The primary drawback of using a programming language to interact with and manage Feast, is that it allows users to produce code that is harder to understand than simply YAML configuration (which is what Feast uses currently). For example, users would be able to use Jinja templating to produce their Feast resources, which would decrease readability.

Rationale and alternatives

Why is this design the best in the space of possible designs?

The design contains a minimal set of functionalities that already exist in Feast, mapped over into Python from the CLI. It does not introduce any new functionality, with the exception of "Feature Sets" and the retrieval of batch feature data. The SDK simply allows access to the functionality from Python.

What other designs have been considered and what is the rationale for not choosing them?

Other languages have been considered, but none compare to Python for this use case. This version of the SDK is a first cut, and much of the higher order functionality like feature sets and data sets are left in a basic state.

What is the impact of not doing this?

  • It would be very difficult to onboard new users onto Feast without having a Python example to show them.
  • Frustration and development time would increase if users are asked to interact with Feast from the command line or a user interface.
  • Project code would be less consistent and readable if multiple development languages are used.

Prior art

No prior art was found for this RFC.

Unresolved questions

What parts of the design do you expect to resolve through the RFC process before this gets merged?

  • The handling of feature sets, data sets, job execution, and arguments used for methods.

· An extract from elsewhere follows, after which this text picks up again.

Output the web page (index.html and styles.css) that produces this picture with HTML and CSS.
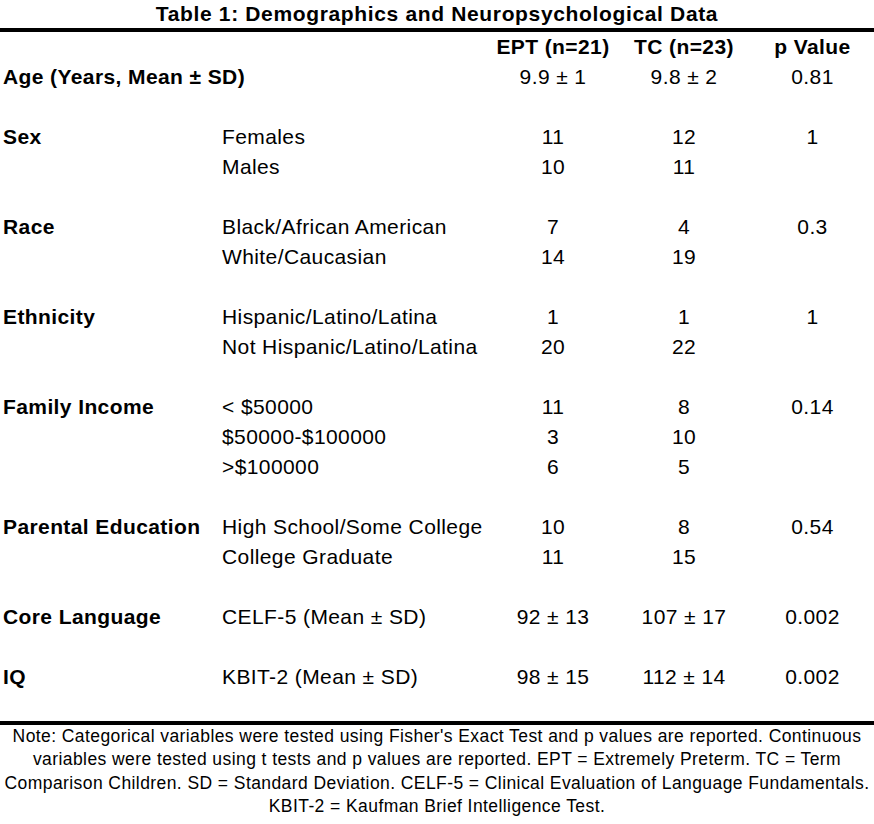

What parts of the design do you expect to resolve through the implementation of this feature before stabilization?

  • N/A

What related issues do you consider out of scope for this RFC that could be addressed in the future independently of the solution that comes out of this RFC?

  • N/A

Future possibilities

The Feast Python SDK is a natural iteration in making Feast more user friendly. The first version will only have a minimal API, but the SDK can become the base for adding new functionality to Feast.